Menggapaimu, Sayang - Minggu dini hari, seperti biasa, sebelum melakukan pendakian hingga puncak Indera Pura, kami awali dengan membaca do'a bersama. Summit Attack kali ini dibagi menjadi 2 fase, fase pertama menuju Tugu Yudha, lalu dilanjutkan fase terakhir hingga Puncak Indera Pura. Medan yang kami lalui hingga puncak nanti berupa bebatuan yang ukurannya cukup besar, sedikit berpasir dan terjal. Hampir mirip dengan summit attack Semeru, hanya saja di sini jalurnya lebih lebar dan tidak terlihat jelas.

I wanna scream, "I'm Free and No One can stop me!!!"
Sudah 1 jam 20 menit kami berjalan, dengan memakai setelan jaket, lengkap dengan ponco, kupluk dan gloves ternyata tidak cukup mempan untuk menahan terjangan dingin yang merangsek masuk melalu pori-pori kulit. Sembari merapatkan jaket, saya melanjutkan langkah saya yang sempat terhenti karena nafas yang tersengal tadi. Di depan Oni, Ikhsan, dan Bang Andi sudah semakin jauh, sedangkan di belakang Hendra, Gerry, Didi, dan Angga terlihat sedang mengambil nafas. Rupanya jalur kemarin cukup menguras tenaga kami.

Keadaan yang gelap semakin menguji ketahanan mental kami, seolah-olah tanjakan terjal ini tak ada habisnya, ditambah kadar oksigen yang semakin tipis di ketinggian ini membuat konsentrasi sedikit buyar. Beberapa kali saya sempat salah berpijak dan terpeleset jatuh. Saya kumpulkan semangat yang tersisa, sudah beberapa jam mendaki entah kenapa Tugu Yudha belum terlihat juga. Saya berhasil menyusul Bang Andi.
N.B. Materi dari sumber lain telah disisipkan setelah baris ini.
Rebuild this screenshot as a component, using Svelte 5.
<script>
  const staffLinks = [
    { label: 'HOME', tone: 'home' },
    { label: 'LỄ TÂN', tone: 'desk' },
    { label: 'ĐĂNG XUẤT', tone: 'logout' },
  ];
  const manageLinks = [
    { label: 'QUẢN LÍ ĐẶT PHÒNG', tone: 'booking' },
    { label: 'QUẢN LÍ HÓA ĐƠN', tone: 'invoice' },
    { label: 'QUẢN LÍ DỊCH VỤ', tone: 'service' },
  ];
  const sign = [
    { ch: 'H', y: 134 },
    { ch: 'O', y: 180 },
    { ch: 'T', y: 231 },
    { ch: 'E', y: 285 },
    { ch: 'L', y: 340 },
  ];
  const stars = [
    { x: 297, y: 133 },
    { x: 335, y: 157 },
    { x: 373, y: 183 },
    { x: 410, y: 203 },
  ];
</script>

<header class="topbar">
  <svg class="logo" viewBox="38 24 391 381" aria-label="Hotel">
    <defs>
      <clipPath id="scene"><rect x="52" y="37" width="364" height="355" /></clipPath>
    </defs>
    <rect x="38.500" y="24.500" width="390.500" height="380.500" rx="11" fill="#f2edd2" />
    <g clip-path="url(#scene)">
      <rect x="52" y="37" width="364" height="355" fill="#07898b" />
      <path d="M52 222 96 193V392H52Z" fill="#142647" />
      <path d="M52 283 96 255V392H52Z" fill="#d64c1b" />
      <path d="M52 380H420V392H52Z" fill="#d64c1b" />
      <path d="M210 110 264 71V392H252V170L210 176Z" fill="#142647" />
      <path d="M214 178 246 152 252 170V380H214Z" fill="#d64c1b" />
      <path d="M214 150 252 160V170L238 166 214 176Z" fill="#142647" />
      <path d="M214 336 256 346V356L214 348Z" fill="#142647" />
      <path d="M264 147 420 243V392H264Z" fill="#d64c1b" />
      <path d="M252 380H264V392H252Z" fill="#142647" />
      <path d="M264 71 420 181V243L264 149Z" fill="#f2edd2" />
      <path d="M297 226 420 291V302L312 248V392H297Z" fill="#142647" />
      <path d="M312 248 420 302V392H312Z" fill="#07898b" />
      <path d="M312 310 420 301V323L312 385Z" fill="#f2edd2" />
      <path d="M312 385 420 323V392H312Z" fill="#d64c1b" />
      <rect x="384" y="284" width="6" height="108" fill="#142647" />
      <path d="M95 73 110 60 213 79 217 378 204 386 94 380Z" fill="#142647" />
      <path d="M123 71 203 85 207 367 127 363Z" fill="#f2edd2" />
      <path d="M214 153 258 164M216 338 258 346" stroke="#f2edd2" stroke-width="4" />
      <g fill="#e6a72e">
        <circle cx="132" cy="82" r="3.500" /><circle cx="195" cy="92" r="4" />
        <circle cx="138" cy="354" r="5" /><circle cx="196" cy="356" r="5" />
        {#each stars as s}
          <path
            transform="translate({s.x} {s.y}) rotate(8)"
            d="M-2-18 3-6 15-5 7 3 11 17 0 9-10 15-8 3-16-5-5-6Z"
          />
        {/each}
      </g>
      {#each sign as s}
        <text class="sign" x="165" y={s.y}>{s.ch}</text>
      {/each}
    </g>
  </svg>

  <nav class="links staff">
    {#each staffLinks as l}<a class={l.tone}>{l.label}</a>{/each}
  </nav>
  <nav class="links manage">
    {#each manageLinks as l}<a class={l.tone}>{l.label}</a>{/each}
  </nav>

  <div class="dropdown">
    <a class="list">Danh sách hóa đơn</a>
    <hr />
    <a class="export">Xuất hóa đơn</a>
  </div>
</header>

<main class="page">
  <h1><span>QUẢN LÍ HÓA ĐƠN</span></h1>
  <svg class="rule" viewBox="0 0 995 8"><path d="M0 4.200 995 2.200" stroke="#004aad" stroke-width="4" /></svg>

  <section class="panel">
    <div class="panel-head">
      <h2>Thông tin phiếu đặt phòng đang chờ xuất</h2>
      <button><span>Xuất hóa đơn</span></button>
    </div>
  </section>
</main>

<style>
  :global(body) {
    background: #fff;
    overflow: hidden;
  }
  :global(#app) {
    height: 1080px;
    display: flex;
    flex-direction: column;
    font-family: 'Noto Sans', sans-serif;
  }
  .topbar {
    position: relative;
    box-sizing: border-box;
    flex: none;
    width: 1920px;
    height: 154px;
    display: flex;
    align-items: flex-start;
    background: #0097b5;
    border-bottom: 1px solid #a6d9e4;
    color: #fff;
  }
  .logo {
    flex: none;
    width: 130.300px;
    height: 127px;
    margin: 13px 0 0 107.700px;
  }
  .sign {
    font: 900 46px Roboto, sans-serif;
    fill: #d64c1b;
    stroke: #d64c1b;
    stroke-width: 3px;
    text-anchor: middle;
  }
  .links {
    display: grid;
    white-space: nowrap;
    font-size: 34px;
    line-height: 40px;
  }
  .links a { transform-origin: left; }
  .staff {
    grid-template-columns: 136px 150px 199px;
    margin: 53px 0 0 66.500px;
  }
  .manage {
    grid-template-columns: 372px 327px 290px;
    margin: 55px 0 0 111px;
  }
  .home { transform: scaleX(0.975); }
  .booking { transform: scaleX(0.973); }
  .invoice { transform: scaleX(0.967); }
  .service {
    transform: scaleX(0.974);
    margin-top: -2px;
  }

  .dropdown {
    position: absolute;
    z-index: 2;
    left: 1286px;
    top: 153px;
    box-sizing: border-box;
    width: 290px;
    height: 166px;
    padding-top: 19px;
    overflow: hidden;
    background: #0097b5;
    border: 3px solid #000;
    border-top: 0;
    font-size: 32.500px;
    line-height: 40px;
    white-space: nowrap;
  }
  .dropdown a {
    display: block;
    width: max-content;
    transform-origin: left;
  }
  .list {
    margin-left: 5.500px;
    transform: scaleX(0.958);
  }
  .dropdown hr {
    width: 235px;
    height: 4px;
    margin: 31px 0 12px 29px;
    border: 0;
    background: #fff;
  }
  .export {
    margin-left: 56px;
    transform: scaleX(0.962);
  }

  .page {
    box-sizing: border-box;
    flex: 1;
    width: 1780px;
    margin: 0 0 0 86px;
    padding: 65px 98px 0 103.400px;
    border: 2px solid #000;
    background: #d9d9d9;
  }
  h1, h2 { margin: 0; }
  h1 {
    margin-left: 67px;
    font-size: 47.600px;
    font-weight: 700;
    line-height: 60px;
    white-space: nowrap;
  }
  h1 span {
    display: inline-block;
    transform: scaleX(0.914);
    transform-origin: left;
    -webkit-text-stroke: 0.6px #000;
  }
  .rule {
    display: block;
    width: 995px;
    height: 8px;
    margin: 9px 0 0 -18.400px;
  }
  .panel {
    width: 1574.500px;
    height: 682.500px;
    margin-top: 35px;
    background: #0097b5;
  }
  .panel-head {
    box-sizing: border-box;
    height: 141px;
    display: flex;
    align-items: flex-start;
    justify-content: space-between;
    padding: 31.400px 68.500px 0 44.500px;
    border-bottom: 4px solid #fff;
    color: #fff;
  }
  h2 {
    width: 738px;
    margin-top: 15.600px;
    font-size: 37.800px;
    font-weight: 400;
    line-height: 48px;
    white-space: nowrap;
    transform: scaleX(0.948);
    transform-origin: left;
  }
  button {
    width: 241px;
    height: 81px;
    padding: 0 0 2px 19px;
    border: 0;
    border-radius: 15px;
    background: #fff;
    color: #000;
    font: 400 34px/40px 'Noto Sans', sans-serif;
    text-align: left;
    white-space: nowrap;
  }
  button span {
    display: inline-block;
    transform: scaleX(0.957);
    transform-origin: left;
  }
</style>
"Dikit lagi, itu puncaknya sudah kelihatan," kata Bang Andi sambil menunjuk ke atas. Rupanya tanpa sadar saya sudah melewati Tugu Yudha di bawah. Di atas sana, Atap Sumatera sudah terlihat, saya biarkan kaki saya melangkah lebih cepat. Pukul 05.10 WIB, 16 November 2014, saya dan 7 orang rekan berhasil menggapaimu, Sayang.